■ WHAT THE TASK ASKS
Reproduce the listing word for word. Skip any image.

■ SOURCE DATA
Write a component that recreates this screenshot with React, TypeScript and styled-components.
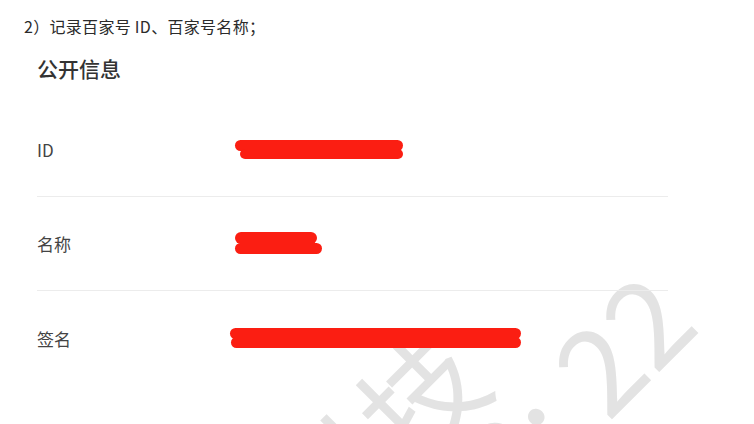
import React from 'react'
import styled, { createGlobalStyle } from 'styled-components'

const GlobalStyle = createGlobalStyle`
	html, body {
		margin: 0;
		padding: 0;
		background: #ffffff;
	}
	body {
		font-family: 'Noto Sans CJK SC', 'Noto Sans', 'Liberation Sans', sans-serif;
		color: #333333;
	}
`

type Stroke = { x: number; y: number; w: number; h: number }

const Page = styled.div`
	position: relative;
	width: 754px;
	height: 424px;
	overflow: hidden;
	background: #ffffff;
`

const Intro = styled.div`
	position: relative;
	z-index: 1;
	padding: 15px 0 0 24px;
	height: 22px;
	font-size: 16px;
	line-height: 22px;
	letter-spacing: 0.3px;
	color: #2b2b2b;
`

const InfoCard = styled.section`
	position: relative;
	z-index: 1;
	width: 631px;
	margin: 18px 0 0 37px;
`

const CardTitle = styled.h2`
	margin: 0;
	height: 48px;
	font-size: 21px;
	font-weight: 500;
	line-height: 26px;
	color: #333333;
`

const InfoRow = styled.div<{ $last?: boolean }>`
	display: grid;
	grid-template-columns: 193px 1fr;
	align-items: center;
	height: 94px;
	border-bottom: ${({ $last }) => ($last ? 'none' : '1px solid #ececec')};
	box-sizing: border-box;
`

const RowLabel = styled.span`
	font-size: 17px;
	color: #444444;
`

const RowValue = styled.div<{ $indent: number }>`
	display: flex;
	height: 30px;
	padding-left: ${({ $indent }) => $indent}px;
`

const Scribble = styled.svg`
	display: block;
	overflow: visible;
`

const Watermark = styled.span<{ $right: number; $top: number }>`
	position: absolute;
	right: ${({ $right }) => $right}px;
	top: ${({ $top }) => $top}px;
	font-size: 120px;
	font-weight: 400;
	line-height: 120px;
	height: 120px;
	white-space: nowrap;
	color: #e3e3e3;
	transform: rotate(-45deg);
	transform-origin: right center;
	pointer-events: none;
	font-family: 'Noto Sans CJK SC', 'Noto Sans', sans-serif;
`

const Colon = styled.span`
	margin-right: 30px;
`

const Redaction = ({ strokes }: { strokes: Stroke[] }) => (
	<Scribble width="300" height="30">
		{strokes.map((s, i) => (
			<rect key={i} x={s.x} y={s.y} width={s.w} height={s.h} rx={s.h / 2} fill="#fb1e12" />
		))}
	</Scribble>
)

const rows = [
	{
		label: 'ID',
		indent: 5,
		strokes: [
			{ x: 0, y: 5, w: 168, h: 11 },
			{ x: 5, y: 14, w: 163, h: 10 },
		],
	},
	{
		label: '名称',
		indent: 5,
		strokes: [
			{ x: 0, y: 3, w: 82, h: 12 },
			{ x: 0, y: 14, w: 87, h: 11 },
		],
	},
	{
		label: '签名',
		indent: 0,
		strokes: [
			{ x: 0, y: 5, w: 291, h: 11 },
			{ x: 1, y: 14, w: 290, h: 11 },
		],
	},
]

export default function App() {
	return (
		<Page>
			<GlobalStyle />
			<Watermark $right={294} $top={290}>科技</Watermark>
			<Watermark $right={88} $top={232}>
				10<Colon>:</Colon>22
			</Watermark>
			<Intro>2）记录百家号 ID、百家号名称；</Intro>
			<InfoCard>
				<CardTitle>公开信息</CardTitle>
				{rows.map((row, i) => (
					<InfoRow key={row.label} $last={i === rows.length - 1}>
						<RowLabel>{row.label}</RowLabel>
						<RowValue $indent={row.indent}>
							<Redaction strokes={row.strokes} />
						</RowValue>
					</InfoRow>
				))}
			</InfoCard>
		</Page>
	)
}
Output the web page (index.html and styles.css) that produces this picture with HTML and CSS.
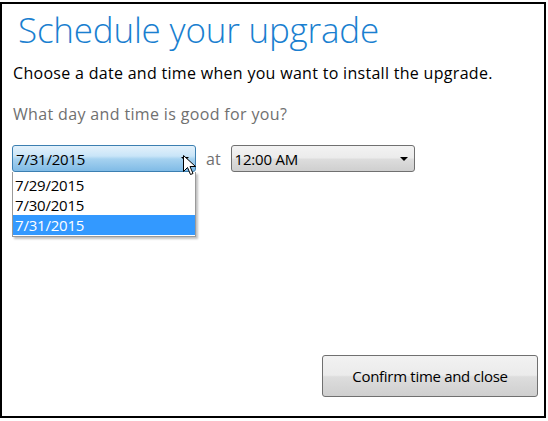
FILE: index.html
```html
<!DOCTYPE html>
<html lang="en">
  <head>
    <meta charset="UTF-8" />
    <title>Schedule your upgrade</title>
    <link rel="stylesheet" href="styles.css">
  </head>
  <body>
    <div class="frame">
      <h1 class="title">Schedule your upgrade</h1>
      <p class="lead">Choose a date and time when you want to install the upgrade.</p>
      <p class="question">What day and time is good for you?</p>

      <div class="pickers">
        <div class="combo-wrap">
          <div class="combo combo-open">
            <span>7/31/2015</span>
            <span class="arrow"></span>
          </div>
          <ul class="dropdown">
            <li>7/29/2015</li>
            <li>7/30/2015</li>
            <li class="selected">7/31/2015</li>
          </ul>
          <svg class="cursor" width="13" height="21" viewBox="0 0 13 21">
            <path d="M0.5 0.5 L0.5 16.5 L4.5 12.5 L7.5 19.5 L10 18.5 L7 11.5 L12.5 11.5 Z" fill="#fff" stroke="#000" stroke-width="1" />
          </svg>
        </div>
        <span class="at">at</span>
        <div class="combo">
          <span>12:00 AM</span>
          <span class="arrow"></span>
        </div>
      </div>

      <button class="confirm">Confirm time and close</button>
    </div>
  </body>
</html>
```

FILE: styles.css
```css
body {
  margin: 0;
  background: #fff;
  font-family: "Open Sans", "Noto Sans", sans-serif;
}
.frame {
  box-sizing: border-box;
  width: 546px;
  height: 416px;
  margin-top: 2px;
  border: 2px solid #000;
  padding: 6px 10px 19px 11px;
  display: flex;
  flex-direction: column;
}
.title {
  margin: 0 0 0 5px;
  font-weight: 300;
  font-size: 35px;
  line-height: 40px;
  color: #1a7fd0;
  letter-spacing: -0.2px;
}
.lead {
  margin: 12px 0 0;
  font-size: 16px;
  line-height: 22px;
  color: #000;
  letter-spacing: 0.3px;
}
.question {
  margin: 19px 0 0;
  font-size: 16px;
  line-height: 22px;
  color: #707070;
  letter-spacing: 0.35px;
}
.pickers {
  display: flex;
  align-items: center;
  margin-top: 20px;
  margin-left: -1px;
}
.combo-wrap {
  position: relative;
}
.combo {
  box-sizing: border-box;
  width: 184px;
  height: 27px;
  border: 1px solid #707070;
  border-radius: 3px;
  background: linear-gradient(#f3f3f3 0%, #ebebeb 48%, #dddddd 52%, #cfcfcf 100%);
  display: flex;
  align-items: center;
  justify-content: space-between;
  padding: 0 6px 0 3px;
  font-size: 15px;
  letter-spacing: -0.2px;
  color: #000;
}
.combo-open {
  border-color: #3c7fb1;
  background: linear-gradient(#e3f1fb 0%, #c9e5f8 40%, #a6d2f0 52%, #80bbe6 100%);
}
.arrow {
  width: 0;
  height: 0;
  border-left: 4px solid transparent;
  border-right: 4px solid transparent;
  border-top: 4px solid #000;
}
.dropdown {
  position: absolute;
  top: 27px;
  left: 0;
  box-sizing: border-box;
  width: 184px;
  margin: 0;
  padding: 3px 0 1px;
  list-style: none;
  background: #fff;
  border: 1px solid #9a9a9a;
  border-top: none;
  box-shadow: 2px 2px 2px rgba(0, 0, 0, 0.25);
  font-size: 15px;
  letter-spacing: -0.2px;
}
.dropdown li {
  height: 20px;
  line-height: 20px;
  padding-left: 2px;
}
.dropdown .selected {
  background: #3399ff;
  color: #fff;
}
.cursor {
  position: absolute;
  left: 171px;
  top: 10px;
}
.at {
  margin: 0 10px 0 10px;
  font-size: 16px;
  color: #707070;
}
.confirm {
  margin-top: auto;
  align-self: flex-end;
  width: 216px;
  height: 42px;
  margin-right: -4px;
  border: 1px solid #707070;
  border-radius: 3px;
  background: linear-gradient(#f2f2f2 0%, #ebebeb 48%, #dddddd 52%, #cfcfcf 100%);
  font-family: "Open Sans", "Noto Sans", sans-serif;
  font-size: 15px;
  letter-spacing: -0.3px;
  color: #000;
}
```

■ SOLUTION TO THE EXERCISE
Write a component that recreates this screenshot with React, TypeScript and styled-components.
import React from 'react'
import styled, { createGlobalStyle } from 'styled-components'

const GlobalStyle = createGlobalStyle`
	html, body {
		margin: 0;
		padding: 0;
		background: #ffffff;
	}
	body {
		font-family: 'Noto Sans CJK SC', 'Noto Sans', 'Liberation Sans', sans-serif;
		color: #333333;
	}
`

type Stroke = { x: number; y: number; w: number; h: number }

const Page = styled.div`
	position: relative;
	width: 754px;
	height: 424px;
	overflow: hidden;
	background: #ffffff;
`

const Intro = styled.div`
	position: relative;
	z-index: 1;
	padding: 15px 0 0 24px;
	height: 22px;
	font-size: 16px;
	line-height: 22px;
	letter-spacing: 0.3px;
	color: #2b2b2b;
`

const InfoCard = styled.section`
	position: relative;
	z-index: 1;
	width: 631px;
	margin: 18px 0 0 37px;
`

const CardTitle = styled.h2`
	margin: 0;
	height: 48px;
	font-size: 21px;
	font-weight: 500;
	line-height: 26px;
	color: #333333;
`

const InfoRow = styled.div<{ $last?: boolean }>`
	display: grid;
	grid-template-columns: 193px 1fr;
	align-items: center;
	height: 94px;
	border-bottom: ${({ $last }) => ($last ? 'none' : '1px solid #ececec')};
	box-sizing: border-box;
`

const RowLabel = styled.span`
	font-size: 17px;
	color: #444444;
`

const RowValue = styled.div<{ $indent: number }>`
	display: flex;
	height: 30px;
	padding-left: ${({ $indent }) => $indent}px;
`

const Scribble = styled.svg`
	display: block;
	overflow: visible;
`

const Watermark = styled.span<{ $right: number; $top: number }>`
	position: absolute;
	right: ${({ $right }) => $right}px;
	top: ${({ $top }) => $top}px;
	font-size: 120px;
	font-weight: 400;
	line-height: 120px;
	height: 120px;
	white-space: nowrap;
	color: #e3e3e3;
	transform: rotate(-45deg);
	transform-origin: right center;
	pointer-events: none;
	font-family: 'Noto Sans CJK SC', 'Noto Sans', sans-serif;
`

const Colon = styled.span`
	margin-right: 30px;
`

const Redaction = ({ strokes }: { strokes: Stroke[] }) => (
	<Scribble width="300" height="30">
		{strokes.map((s, i) => (
			<rect key={i} x={s.x} y={s.y} width={s.w} height={s.h} rx={s.h / 2} fill="#fb1e12" />
		))}
	</Scribble>
)

const rows = [
	{
		label: 'ID',
		indent: 5,
		strokes: [
			{ x: 0, y: 5, w: 168, h: 11 },
			{ x: 5, y: 14, w: 163, h: 10 },
		],
	},
	{
		label: '名称',
		indent: 5,
		strokes: [
			{ x: 0, y: 3, w: 82, h: 12 },
			{ x: 0, y: 14, w: 87, h: 11 },
		],
	},
	{
		label: '签名',
		indent: 0,
		strokes: [
			{ x: 0, y: 5, w: 291, h: 11 },
			{ x: 1, y: 14, w: 290, h: 11 },
		],
	},
]

export default function App() {
	return (
		<Page>
			<GlobalStyle />
			<Watermark $right={294} $top={290}>科技</Watermark>
			<Watermark $right={88} $top={232}>
				10<Colon>:</Colon>22
			</Watermark>
			<Intro>2）记录百家号 ID、百家号名称；</Intro>
			<InfoCard>
				<CardTitle>公开信息</CardTitle>
				{rows.map((row, i) => (
					<InfoRow key={row.label} $last={i === rows.length - 1}>
						<RowLabel>{row.label}</RowLabel>
						<RowValue $indent={row.indent}>
							<Redaction strokes={row.strokes} />
						</RowValue>
					</InfoRow>
				))}
			</InfoCard>
		</Page>
	)
}
Output the web page (index.html and styles.css) that produces this picture with HTML and CSS.
FILE: index.html
```html
<!DOCTYPE html>
<html lang="en">
  <head>
    <meta charset="UTF-8" />
    <title>Schedule your upgrade</title>
    <link rel="stylesheet" href="styles.css">
  </head>
  <body>
    <div class="frame">
      <h1 class="title">Schedule your upgrade</h1>
      <p class="lead">Choose a date and time when you want to install the upgrade.</p>
      <p class="question">What day and time is good for you?</p>

      <div class="pickers">
        <div class="combo-wrap">
          <div class="combo combo-open">
            <span>7/31/2015</span>
            <span class="arrow"></span>
          </div>
          <ul class="dropdown">
            <li>7/29/2015</li>
            <li>7/30/2015</li>
            <li class="selected">7/31/2015</li>
          </ul>
          <svg class="cursor" width="13" height="21" viewBox="0 0 13 21">
            <path d="M0.5 0.5 L0.5 16.5 L4.5 12.5 L7.5 19.5 L10 18.5 L7 11.5 L12.5 11.5 Z" fill="#fff" stroke="#000" stroke-width="1" />
          </svg>
        </div>
        <span class="at">at</span>
        <div class="combo">
          <span>12:00 AM</span>
          <span class="arrow"></span>
        </div>
      </div>

      <button class="confirm">Confirm time and close</button>
    </div>
  </body>
</html>
```

FILE: styles.css
```css
body {
  margin: 0;
  background: #fff;
  font-family: "Open Sans", "Noto Sans", sans-serif;
}
.frame {
  box-sizing: border-box;
  width: 546px;
  height: 416px;
  margin-top: 2px;
  border: 2px solid #000;
  padding: 6px 10px 19px 11px;
  display: flex;
  flex-direction: column;
}
.title {
  margin: 0 0 0 5px;
  font-weight: 300;
  font-size: 35px;
  line-height: 40px;
  color: #1a7fd0;
  letter-spacing: -0.2px;
}
.lead {
  margin: 12px 0 0;
  font-size: 16px;
  line-height: 22px;
  color: #000;
  letter-spacing: 0.3px;
}
.question {
  margin: 19px 0 0;
  font-size: 16px;
  line-height: 22px;
  color: #707070;
  letter-spacing: 0.35px;
}
.pickers {
  display: flex;
  align-items: center;
  margin-top: 20px;
  margin-left: -1px;
}
.combo-wrap {
  position: relative;
}
.combo {
  box-sizing: border-box;
  width: 184px;
  height: 27px;
  border: 1px solid #707070;
  border-radius: 3px;
  background: linear-gradient(#f3f3f3 0%, #ebebeb 48%, #dddddd 52%, #cfcfcf 100%);
  display: flex;
  align-items: center;
  justify-content: space-between;
  padding: 0 6px 0 3px;
  font-size: 15px;
  letter-spacing: -0.2px;
  color: #000;
}
.combo-open {
  border-color: #3c7fb1;
  background: linear-gradient(#e3f1fb 0%, #c9e5f8 40%, #a6d2f0 52%, #80bbe6 100%);
}
.arrow {
  width: 0;
  height: 0;
  border-left: 4px solid transparent;
  border-right: 4px solid transparent;
  border-top: 4px solid #000;
}
.dropdown {
  position: absolute;
  top: 27px;
  left: 0;
  box-sizing: border-box;
  width: 184px;
  margin: 0;
  padding: 3px 0 1px;
  list-style: none;
  background: #fff;
  border: 1px solid #9a9a9a;
  border-top: none;
  box-shadow: 2px 2px 2px rgba(0, 0, 0, 0.25);
  font-size: 15px;
  letter-spacing: -0.2px;
}
.dropdown li {
  height: 20px;
  line-height: 20px;
  padding-left: 2px;
}
.dropdown .selected {
  background: #3399ff;
  color: #fff;
}
.cursor {
  position: absolute;
  left: 171px;
  top: 10px;
}
.at {
  margin: 0 10px 0 10px;
  font-size: 16px;
  color: #707070;
}
.confirm {
  margin-top: auto;
  align-self: flex-end;
  width: 216px;
  height: 42px;
  margin-right: -4px;
  border: 1px solid #707070;
  border-radius: 3px;
  background: linear-gradient(#f2f2f2 0%, #ebebeb 48%, #dddddd 52%, #cfcfcf 100%);
  font-family: "Open Sans", "Noto Sans", sans-serif;
  font-size: 15px;
  letter-spacing: -0.3px;
  color: #000;
}
```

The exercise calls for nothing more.